Exercise brief | Reproduce the listing word for word. Skip any image.

— Start Dataset excerpt —

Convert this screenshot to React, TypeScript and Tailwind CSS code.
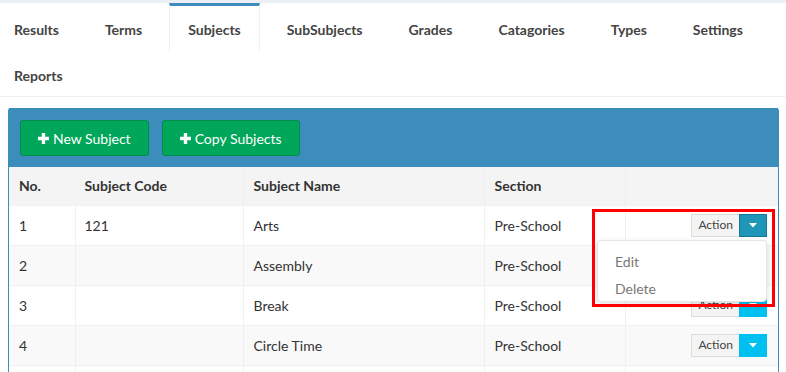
import React from "react"

const tabs = ["Results", "Terms", "Subjects", "SubSubjects", "Grades", "Catagories", "Types", "Settings"]

const subjects = [
  { no: 1, code: "121", name: "Arts", section: "Pre-School" },
  { no: 2, code: "", name: "Assembly", section: "Pre-School" },
  { no: 3, code: "", name: "Break", section: "Pre-School" },
  { no: 4, code: "", name: "Circle Time", section: "Pre-School" },
]

function Caret() {
  return (
    <svg width="8" height="5" viewBox="0 0 8 5">
      <path d="M0 0 L8 0 L4 4.5 Z" fill="#fff" />
    </svg>
  )
}

function Plus() {
  return (
    <svg width="11" height="11" viewBox="0 0 11 11" className="mr-[4px]">
      <path d="M3.8 0 H7.2 V3.8 H11 V7.2 H7.2 V11 H3.8 V7.2 H0 V3.8 H3.8 Z" fill="#fff" />
    </svg>
  )
}

function ActionButton({ open }: { open?: boolean }) {
  return (
    <div className="flex h-[23px]">
      <div className="flex items-center px-[6px] bg-[#f4f4f4] border border-[#ddd] border-r-0 text-[12px] text-[#444]">
        Action
      </div>
      <div
        className={`flex items-center justify-center w-[28px] ${
          open ? "bg-[#1f95b8] border border-[#137899]" : "bg-[#00c0ef]"
        }`}
      >
        <Caret />
      </div>
    </div>
  )
}

export default function App() {
  return (
    <div
      className="min-h-screen w-[786px] h-[372px] overflow-hidden bg-white text-[14px] text-[#333]"
      style={{ fontFamily: "Lato, 'Open Sans', sans-serif" }}
    >
      <div className="h-[3px] bg-[#ecf0f5]" />

      {/* Tabs */}
      <div className="h-[94px] border-b border-[#f0f0f0] flex flex-wrap items-start content-start -ml-[5px]">
        {tabs.map((t) => (
          <div
            key={t}
            className={`h-[49px] px-[18px] mr-[8px] pt-[13px] font-bold text-[#444] border-t-[3px] ${
              t === "Subjects"
                ? "border-t-[#3c8dbc] border-x border-x-[#f0f0f0]"
                : "border-t-transparent border-x border-x-transparent"
            }`}
          >
            {t}
          </div>
        ))}
        <div className="h-[44px] px-[18px] pt-[10px] font-bold text-[#444] border-t-[3px] border-t-transparent border-x border-x-transparent">
          Reports
        </div>
      </div>

      {/* Box */}
      <div className="mt-[11px] ml-[8px] w-[771px] border-x border-[#3c8dbc] rounded-t-[3px]">
        <div className="h-[59px] bg-[#3c8dbc] flex items-center gap-[13px] px-[11px] pt-[1px]">
          <button className="h-[36px] px-[17px] flex items-center bg-[#00a65a] border border-[#008d4c] rounded-[3px] text-white text-[14px]">
            <Plus />
            New Subject
          </button>
          <button className="h-[36px] px-[17px] flex items-center bg-[#00a65a] border border-[#008d4c] rounded-[3px] text-white text-[14px]">
            <Plus />
            Copy Subjects
          </button>
        </div>

        <table className="w-full border-collapse">
          <thead>
            <tr className="h-[38px] bg-[#f4f4f4]">
              <th className="w-[66px] text-left font-bold pl-[10px] border-r border-[#f4f4f4]">No.</th>
              <th className="w-[168px] text-left font-bold pl-[9px] border-r border-[#eee]">Subject Code</th>
              <th className="w-[241px] text-left font-bold pl-[10px] border-r border-[#eee]">Subject Name</th>
              <th className="w-[141px] text-left font-bold pl-[10px] border-r border-[#eee]">Section</th>
              <th className="border-[#eee]"></th>
            </tr>
          </thead>
          <tbody>
            {subjects.map((s, i) => (
              <tr key={s.no} className={`h-[40px] ${i % 2 === 1 ? "bg-[#f9f9f9]" : "bg-white"}`}>
                <td className="pl-[10px] border border-l-0 border-[#f0f0f0]">{s.no}</td>
                <td className="pl-[9px] border border-[#f0f0f0]">{s.code}</td>
                <td className="pl-[10px] border border-[#f0f0f0]">{s.name}</td>
                <td className="pl-[10px] border border-[#f0f0f0]">{s.section}</td>
                <td className="border border-r-0 border-[#f0f0f0] pr-[11px]">
                  <div className="relative flex justify-end">
                    <ActionButton open={i === 0} />
                    {i === 0 && (
                      <>
                        <div className="absolute top-[26px] right-0 w-[170px] h-[62px] bg-white border border-[#e5e5e5] rounded-[4px] shadow-[0_2px_6px_rgba(0,0,0,0.12)] z-10 py-[7px] text-[#777]">
                          <div className="h-[27px] flex items-center pl-[17px]">Edit</div>
                          <div className="h-[27px] flex items-center pl-[17px]">Delete</div>
                        </div>
                        <div className="absolute top-[-5px] right-[-8px] w-[183px] h-[98px] border-[3px] border-[#ff0000] z-20 pointer-events-none" />
                      </>
                    )}
                  </div>
                </td>
              </tr>
            ))}
            <tr className="h-[40px] bg-white">
              <td className="border border-l-0 border-[#f0f0f0]"></td>
              <td className="border border-[#f0f0f0]"></td>
              <td className="border border-[#f0f0f0]"></td>
              <td className="border border-[#f0f0f0]"></td>
              <td className="border border-r-0 border-[#f0f0f0]"></td>
            </tr>
          </tbody>
        </table>
      </div>
    </div>
  )
}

— End Dataset excerpt —

Exercise solution |
Convert this screenshot to React, TypeScript and Tailwind CSS code.
import React from "react"

const tabs = ["Results", "Terms", "Subjects", "SubSubjects", "Grades", "Catagories", "Types", "Settings"]

const subjects = [
  { no: 1, code: "121", name: "Arts", section: "Pre-School" },
  { no: 2, code: "", name: "Assembly", section: "Pre-School" },
  { no: 3, code: "", name: "Break", section: "Pre-School" },
  { no: 4, code: "", name: "Circle Time", section: "Pre-School" },
]

function Caret() {
  return (
    <svg width="8" height="5" viewBox="0 0 8 5">
      <path d="M0 0 L8 0 L4 4.5 Z" fill="#fff" />
    </svg>
  )
}

function Plus() {
  return (
    <svg width="11" height="11" viewBox="0 0 11 11" className="mr-[4px]">
      <path d="M3.8 0 H7.2 V3.8 H11 V7.2 H7.2 V11 H3.8 V7.2 H0 V3.8 H3.8 Z" fill="#fff" />
    </svg>
  )
}

function ActionButton({ open }: { open?: boolean }) {
  return (
    <div className="flex h-[23px]">
      <div className="flex items-center px-[6px] bg-[#f4f4f4] border border-[#ddd] border-r-0 text-[12px] text-[#444]">
        Action
      </div>
      <div
        className={`flex items-center justify-center w-[28px] ${
          open ? "bg-[#1f95b8] border border-[#137899]" : "bg-[#00c0ef]"
        }`}
      >
        <Caret />
      </div>
    </div>
  )
}

export default function App() {
  return (
    <div
      className="min-h-screen w-[786px] h-[372px] overflow-hidden bg-white text-[14px] text-[#333]"
      style={{ fontFamily: "Lato, 'Open Sans', sans-serif" }}
    >
      <div className="h-[3px] bg-[#ecf0f5]" />

      {/* Tabs */}
      <div className="h-[94px] border-b border-[#f0f0f0] flex flex-wrap items-start content-start -ml-[5px]">
        {tabs.map((t) => (
          <div
            key={t}
            className={`h-[49px] px-[18px] mr-[8px] pt-[13px] font-bold text-[#444] border-t-[3px] ${
              t === "Subjects"
                ? "border-t-[#3c8dbc] border-x border-x-[#f0f0f0]"
                : "border-t-transparent border-x border-x-transparent"
            }`}
          >
            {t}
          </div>
        ))}
        <div className="h-[44px] px-[18px] pt-[10px] font-bold text-[#444] border-t-[3px] border-t-transparent border-x border-x-transparent">
          Reports
        </div>
      </div>

      {/* Box */}
      <div className="mt-[11px] ml-[8px] w-[771px] border-x border-[#3c8dbc] rounded-t-[3px]">
        <div className="h-[59px] bg-[#3c8dbc] flex items-center gap-[13px] px-[11px] pt-[1px]">
          <button className="h-[36px] px-[17px] flex items-center bg-[#00a65a] border border-[#008d4c] rounded-[3px] text-white text-[14px]">
            <Plus />
            New Subject
          </button>
          <button className="h-[36px] px-[17px] flex items-center bg-[#00a65a] border border-[#008d4c] rounded-[3px] text-white text-[14px]">
            <Plus />
            Copy Subjects
          </button>
        </div>

        <table className="w-full border-collapse">
          <thead>
            <tr className="h-[38px] bg-[#f4f4f4]">
              <th className="w-[66px] text-left font-bold pl-[10px] border-r border-[#f4f4f4]">No.</th>
              <th className="w-[168px] text-left font-bold pl-[9px] border-r border-[#eee]">Subject Code</th>
              <th className="w-[241px] text-left font-bold pl-[10px] border-r border-[#eee]">Subject Name</th>
              <th className="w-[141px] text-left font-bold pl-[10px] border-r border-[#eee]">Section</th>
              <th className="border-[#eee]"></th>
            </tr>
          </thead>
          <tbody>
            {subjects.map((s, i) => (
              <tr key={s.no} className={`h-[40px] ${i % 2 === 1 ? "bg-[#f9f9f9]" : "bg-white"}`}>
                <td className="pl-[10px] border border-l-0 border-[#f0f0f0]">{s.no}</td>
                <td className="pl-[9px] border border-[#f0f0f0]">{s.code}</td>
                <td className="pl-[10px] border border-[#f0f0f0]">{s.name}</td>
                <td className="pl-[10px] border border-[#f0f0f0]">{s.section}</td>
                <td className="border border-r-0 border-[#f0f0f0] pr-[11px]">
                  <div className="relative flex justify-end">
                    <ActionButton open={i === 0} />
                    {i === 0 && (
                      <>
                        <div className="absolute top-[26px] right-0 w-[170px] h-[62px] bg-white border border-[#e5e5e5] rounded-[4px] shadow-[0_2px_6px_rgba(0,0,0,0.12)] z-10 py-[7px] text-[#777]">
                          <div className="h-[27px] flex items-center pl-[17px]">Edit</div>
                          <div className="h-[27px] flex items-center pl-[17px]">Delete</div>
                        </div>
                        <div className="absolute top-[-5px] right-[-8px] w-[183px] h-[98px] border-[3px] border-[#ff0000] z-20 pointer-events-none" />
                      </>
                    )}
                  </div>
                </td>
              </tr>
            ))}
            <tr className="h-[40px] bg-white">
              <td className="border border-l-0 border-[#f0f0f0]"></td>
              <td className="border border-[#f0f0f0]"></td>
              <td className="border border-[#f0f0f0]"></td>
              <td className="border border-[#f0f0f0]"></td>
              <td className="border border-r-0 border-[#f0f0f0]"></td>
            </tr>
          </tbody>
        </table>
      </div>
    </div>
  )
}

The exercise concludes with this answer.